How do you create a TOD deed?
The requirements for a TOD deed vary between state to state. In Utah, a TOD deed has three requirements: 1) contains the elements required for a regular deed; 2) state that the transfer is to occur at the owner’s death; and 3) be recorded before the owner’s death at the county recorder’s office where the property is located. The document must comply with these rules by including certain information such as the names of the current owner and beneficiary, the beneficiary’s signature, a description of the property, and witness and notary provisions. The document will also need to include minimum type size and formatting to allow space for recording stamps.
The TOD deed document must also clearly state the name of the beneficiary, who is usually referred to as the “grantee beneficiary,” and that the transfer will take place upon the death of the current owner.
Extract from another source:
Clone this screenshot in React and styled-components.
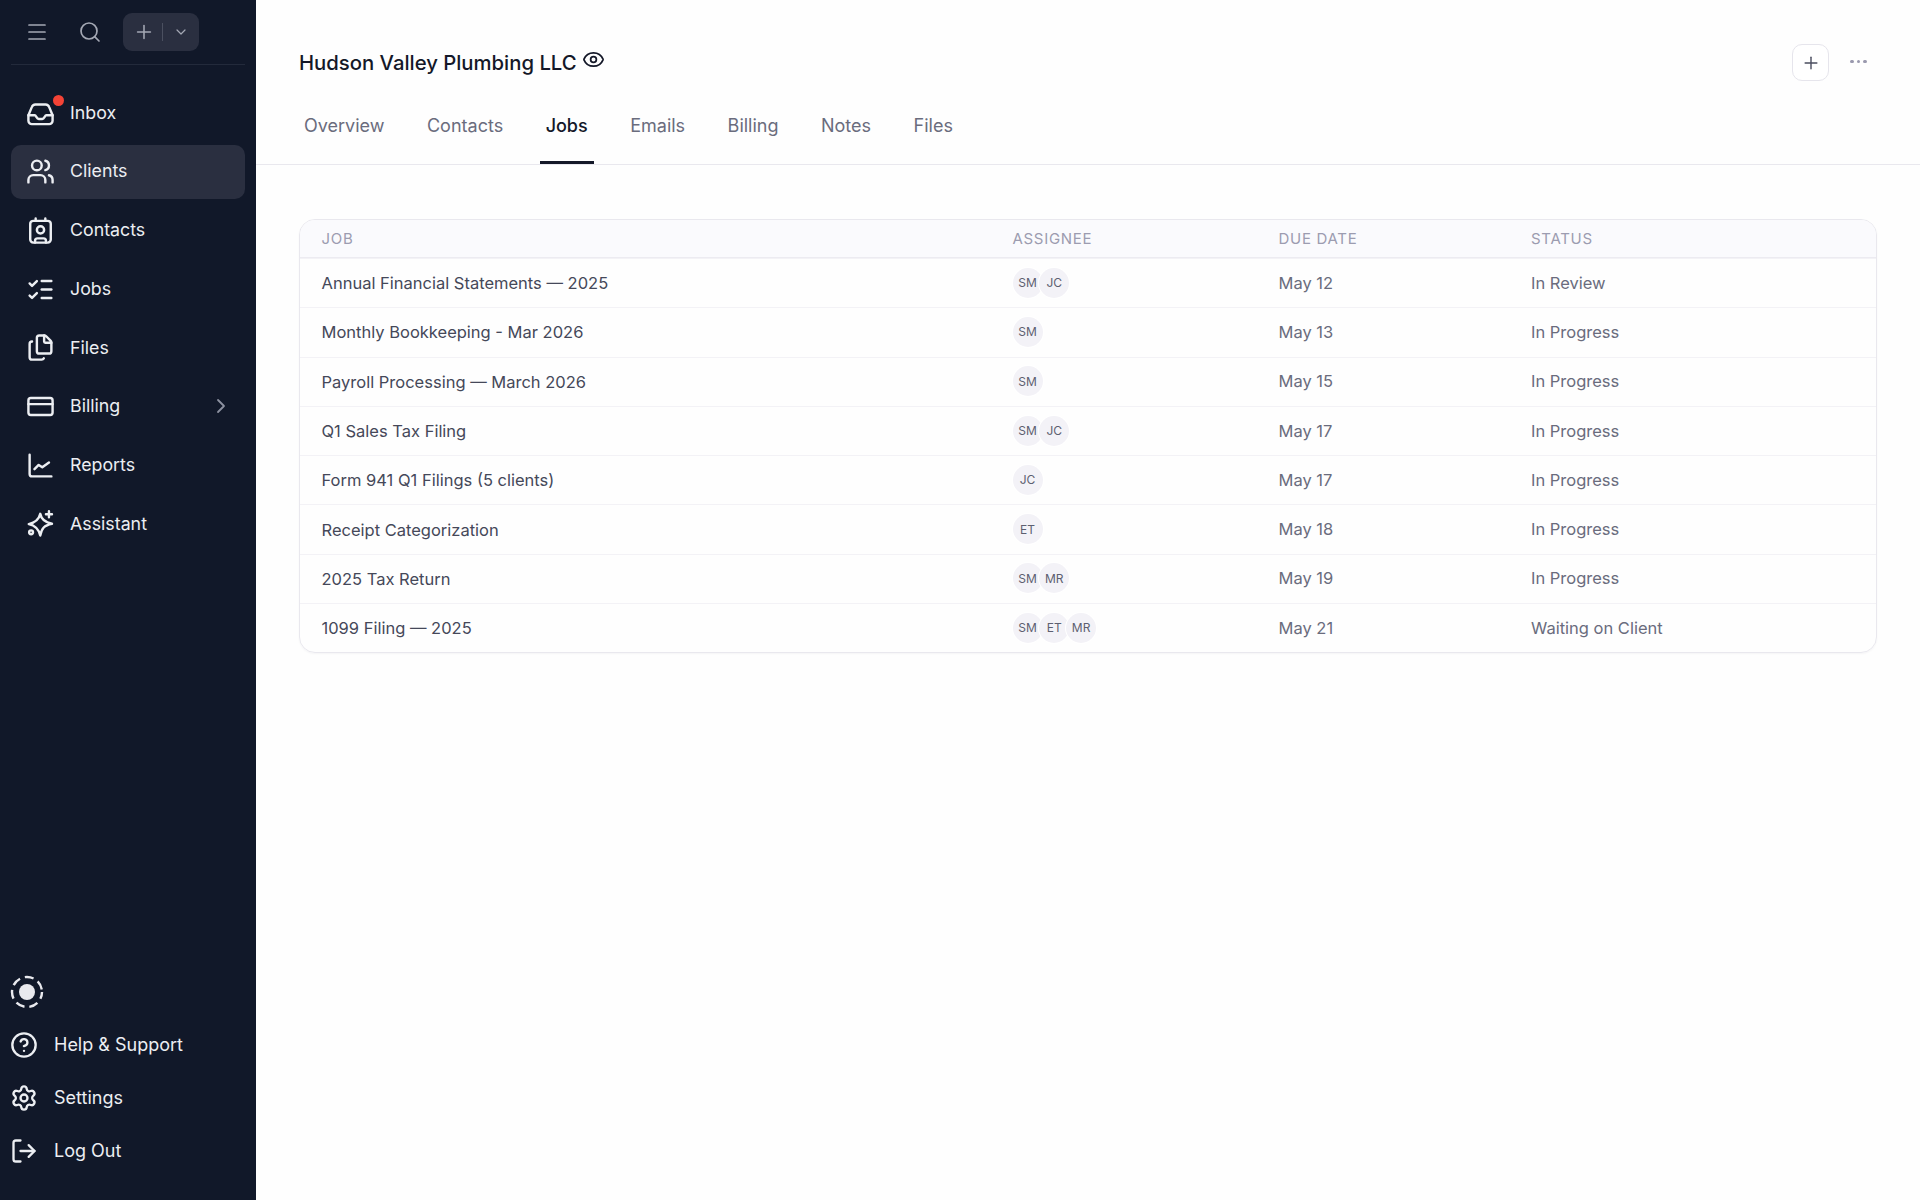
import React from "react";
import styled, { createGlobalStyle } from "styled-components";
import { Menu, Search, Plus, ChevronDown, ChevronRight, Users, ListChecks, Files, CreditCard, CircleHelp, Settings, LogOut, Eye } from "lucide-react";

const FONT = `"Inter", "Noto Sans", "Liberation Sans", sans-serif`;

const Global = createGlobalStyle`
  html, body { margin: 0; padding: 0; height: 100%; background: #fff; }
  body { font-family: ${FONT}; -webkit-font-smoothing: antialiased; }
  #root { height: 100%; }
  * { box-sizing: border-box; }
`;

const Page = styled.div`
  display: flex;
  height: 1200px;
  overflow: hidden;
`;
const Sidebar = styled.aside`
  width: 256px;
  flex: none;
  background: #111829;
  display: flex;
  flex-direction: column;
  color: #eceef2;
`;
const TopBar = styled.div`
  height: 65px;
  margin: 0 11px;
  padding-bottom: 1px;
  border-bottom: 1px solid #232a3b;
  display: flex;
  align-items: center;
  color: #a4a8b4;
`;
const TopIcon = styled.span`
  display: flex;
  width: ${p => p.$w}px;
  justify-content: center;
`;
const QuickAdd = styled.div`
  margin-left: 6px;
  width: 76px;
  height: 38px;
  border-radius: 9px;
  background: #2a2f40;
  display: flex;
  align-items: center;
  padding-left: 10px;
  color: #a4a8b4;
`;
const Separator = styled.span`
  width: 1px;
  height: 18px;
  background: #4b5060;
  margin: 0 10px 0 7px;
`;
const Nav = styled.nav`
  display: flex;
  flex-direction: column;
  gap: 4.7px;
  padding: 21px 11px 0;
`;
const NavRow = styled.div`
  position: relative;
  height: 54px;
  padding: 0 12px 0 15px;
  border-radius: 10px;
  display: flex;
  align-items: center;
  gap: 15px;
  font-size: 17.8px;
  background: ${p => (p.$active ? "#2a2f40" : "transparent")};
`;
const NavLabel = styled.span`
  margin-top: -1.5px;
`;
const Badge = styled.span`
  position: absolute;
  left: 42px;
  top: 9px;
  width: 11px;
  height: 11px;
  border-radius: 50%;
  background: #f44336;
`;
const Caret = styled.span`
  margin-left: auto;
  display: flex;
  color: #8d91a0;
`;
const Bottom = styled.div`
  margin-top: auto;
  padding: 0 0 23px 10px;
  display: flex;
  flex-direction: column;
`;
const LogoWrap = styled.div`
  height: 38px;
  display: flex;
  align-items: center;
  margin-bottom: 7px;
`;
const BottomRow = styled.div`
  height: 53px;
  display: flex;
  align-items: center;
  gap: 16px;
  font-size: 18px;
`;
const Main = styled.main`
  flex: 1;
  min-width: 0;
  display: flex;
  flex-direction: column;
  background: #fefefe;
`;
const Header = styled.header`
  height: 165px;
  border-bottom: 1px solid #e9e8ee;
  padding: 44px 53px 0 43px;
  display: flex;
  flex-direction: column;
`;
const TitleRow = styled.div`
  display: flex;
  align-items: center;
  height: 37px;
`;
const Title = styled.h1`
  margin: 0;
  font-size: 20.3px;
  font-weight: 500;
  color: #141828;
  line-height: 37px;
`;
const EyeIcon = styled.span`
  display: flex;
  margin: -6px 0 0 5px;
  color: #141828;
`;
const Actions = styled.div`
  margin-left: auto;
  display: flex;
  align-items: center;
  gap: 21px;
`;
const AddButton = styled.button`
  width: 37px;
  height: 37px;
  border: 1px solid #e6e5ec;
  border-radius: 10px;
  background: #fff;
  color: #4a4d5f;
  display: flex;
  align-items: center;
  justify-content: center;
  padding: 0;
`;
const Dots = styled.span`
  display: flex;
  gap: 3px;
  width: 17px;
  margin-top: -2px;
  justify-content: center;
`;
const Dot = styled.i`
  width: 3.6px;
  height: 3.6px;
  flex: none;
  border-radius: 50%;
  background: #9a99ae;
`;
const Tabs = styled.div`
  display: flex;
  gap: 30.5px;
  margin: 16px 0 0 -1px;
  height: 68px;
`;
const Tab = styled.div`
  padding: 0 6px;
  height: 67px;
  line-height: 58px;
  font-size: 18px;
  color: ${p => (p.$active ? "#141828" : "#6a6c7d")};
  font-weight: ${p => (p.$active ? 500 : 400)};
  border-bottom: 3px solid ${p => (p.$active ? "#141828" : "transparent")};
`;
const Content = styled.div`
  padding: 54px 43px 0;
`;
const Table = styled.div`
  border: 1px solid #e9e8ee;
  border-radius: 16px;
  overflow: hidden;
  box-shadow: 0 1px 2px rgba(20, 20, 50, 0.04);
`;
const Row = styled.div`
  display: grid;
  grid-template-columns: 691px 266px 252.5px 1fr;
  align-items: center;
  padding: 0 0 1px 21.5px;
  height: 49.3px;
  border-top: 1px solid #f3f2f6;
  font-size: 16.5px;
  color: #6a6c7d;
`;
const HeadRow = styled(Row)`
  height: 38px;
  padding-bottom: 0;
  border-top: none;
  border-bottom: 1px solid #ecebf1;
  background: #fafafd;
  font-size: 15px;
  letter-spacing: 0.7px;
  color: #9c9cb0;
  text-transform: uppercase;
`;
const JobName = styled.div`
  color: #454859;
  padding-top: 1px;
`;
const AvatarStack = styled.div`
  display: flex;
`;
const Avatar = styled.span`
  width: 30px;
  height: 30px;
  border-radius: 50%;
  background: #f3f2f7;
  box-shadow: 0 0 0 1px #fff;
  margin-right: -3.2px;
  display: flex;
  align-items: center;
  justify-content: center;
  font-size: 12px;
  color: #5d5f70;
`;

const Icon = ({ size = 29, sw = 2, children }) => (
  <svg width={size} height={size} viewBox="0 0 24 24" fill="none" stroke="currentColor" strokeWidth={sw} strokeLinecap="round" strokeLinejoin="round">{children}</svg>
);
const InboxIcon = () => (
  <Icon>
    <path d="M2 13.500l2.800-6.800A3.300 3.300 0 0 1 7.800 4.500h8.400a3.300 3.300 0 0 1 3 2.200L22 13.500v4.500a2.800 2.800 0 0 1-2.800 2.800H4.800A2.800 2.800 0 0 1 2 18z" />
    <path d="M2 13.500h5.200c1.300 0 1.500 3 3.300 3h3c1.800 0 2-3 3.300-3H22" />
  </Icon>
);
const ContactIcon = () => (
  <Icon>
    <path d="M16 2v2M8 2v2" />
    <rect x="3.500" y="4" width="17" height="18" rx="2.500" />
    <circle cx="12" cy="11.500" r="3" />
    <path d="M7.500 22v-1.500a2 2 0 0 1 2-2h5a2 2 0 0 1 2 2V22" />
  </Icon>
);
const ChartIcon = () => (
  <Icon>
    <path d="M3 3v16a2 2 0 0 0 2 2h16" />
    <path d="M7 15l3.500-3.500 3 2L19 9.500" />
  </Icon>
);
const SparkIcon = () => (
  <Icon>
    <path d="M11.800 4C12.600 8.500 15 11 21.500 12.200 15 13.500 13 16 11.800 22 10.600 16.500 8 13.700 2.300 12.500 8.200 11.200 10.800 8.500 11.800 4z" />
    <path d="M19 1.800v5M16.500 4.300h5" />
    <circle cx="4.200" cy="19.300" r="1.600" />
  </Icon>
);
const Logo = () => (
  <svg width="34" height="34" viewBox="0 0 34 34" fill="none">
    <circle cx="17" cy="17" r="15" stroke="#e9e9ee" strokeWidth="2.400" strokeDasharray="9 5" strokeDashoffset="2" />
    <circle cx="17" cy="17" r="8" fill="#e9e9ee" />
  </svg>
);

const nav = [
  ["Inbox", <InboxIcon />],
  ["Clients", <Users size={29} strokeWidth={2} />],
  ["Contacts", <ContactIcon />],
  ["Jobs", <ListChecks size={29} strokeWidth={2} />],
  ["Files", <Files size={29} strokeWidth={2} />],
  ["Billing", <CreditCard size={29} strokeWidth={2} />],
  ["Reports", <ChartIcon />],
  ["Assistant", <SparkIcon />],
];
const bottom = [
  ["Help & Support", <CircleHelp size={28} strokeWidth={2} />],
  ["Settings", <Settings size={28} strokeWidth={2} />],
  ["Log Out", <LogOut size={28} strokeWidth={2} />],
];
const tabs = ["Overview", "Contacts", "Jobs", "Emails", "Billing", "Notes", "Files"];
const jobs = [
  ["Annual Financial Statements — 2025", ["SM", "JC"], "May 12", "In Review"],
  ["Monthly Bookkeeping - Mar 2026", ["SM"], "May 13", "In Progress"],
  ["Payroll Processing — March 2026", ["SM"], "May 15", "In Progress"],
  ["Q1 Sales Tax Filing", ["SM", "JC"], "May 17", "In Progress"],
  ["Form 941 Q1 Filings (5 clients)", ["JC"], "May 17", "In Progress"],
  ["Receipt Categorization", ["ET"], "May 18", "In Progress"],
  ["2025 Tax Return", ["SM", "MR"], "May 19", "In Progress"],
  ["1099 Filing — 2025", ["SM", "ET", "MR"], "May 21", "Waiting on Client"],
];

export default function App() {
  return (
    <Page>
      <Global />
      <Sidebar>
        <TopBar>
          <TopIcon $w={52}><Menu size={24} strokeWidth={1.7} /></TopIcon>
          <TopIcon $w={54}><Search size={24} strokeWidth={1.7} /></TopIcon>
          <QuickAdd>
            <Plus size={22} strokeWidth={1.7} />
            <Separator />
            <ChevronDown size={16} strokeWidth={1.8} />
          </QuickAdd>
        </TopBar>
        <Nav>
          {nav.map(([label, icon]) => (
            <NavRow key={label} $active={label === "Clients"}>
              {icon}
              <NavLabel>{label}</NavLabel>
              {label === "Inbox" && <Badge />}
              {label === "Billing" && <Caret><ChevronRight size={24} strokeWidth={1.8} /></Caret>}
            </NavRow>
          ))}
        </Nav>
        <Bottom>
          <LogoWrap><Logo /></LogoWrap>
          {bottom.map(([label, icon]) => (
            <BottomRow key={label}>{icon}{label}</BottomRow>
          ))}
        </Bottom>
      </Sidebar>
      <Main>
        <Header>
          <TitleRow>
            <Title>Hudson Valley Plumbing LLC</Title>
            <EyeIcon><Eye size={23} strokeWidth={1.8} /></EyeIcon>
            <Actions>
              <AddButton><Plus size={20} strokeWidth={1.7} /></AddButton>
              <Dots><Dot /><Dot /><Dot /></Dots>
            </Actions>
          </TitleRow>
          <Tabs>
            {tabs.map(t => <Tab key={t} $active={t === "Jobs"}>{t}</Tab>)}
          </Tabs>
        </Header>
        <Content>
          <Table>
            <HeadRow><div>Job</div><div>Assignee</div><div>Due Date</div><div>Status</div></HeadRow>
            {jobs.map(([name, who, due, status]) => (
              <Row key={name}>
                <JobName>{name}</JobName>
                <AvatarStack>{who.map(w => <Avatar key={w}>{w}</Avatar>)}</AvatarStack>
                <div>{due}</div>
                <div>{status}</div>
              </Row>
            ))}
          </Table>
        </Content>
      </Main>
    </Page>
  );
}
Once the document is created, the owner must take it to the county public records office to be recorded in the county where the property is located. This will cost a small fee. The records clerk will indicate the date it was received, have it officially entered into their records, and return the original to the owner.
If, by chance, you want to revoke a TOD deed that has already been recorded, Utah provides three options. First, you can complete and sign a revocation form and record it in the county where the property is located. Second, you can create a new TOD deed with new beneficiaries for that particular property and record it in the appropriate county recorder’s office. Finally, you can transfer the property using a normal deed that expressly revokes the TOD deed. A TOD deed cannot be revoked in a will; you need to use one of these options if you want to revoke a TOD deed.
Preparing a death deed in southern Utah is a simple process that will benefit the owners of the property and their heirs. What comes after the death of a loved one should be the least stressful as possible, so choosing to avoid the probate process and have the property transferred to the new owner by filing a death deed in southern Utah will be the best choice for everyone.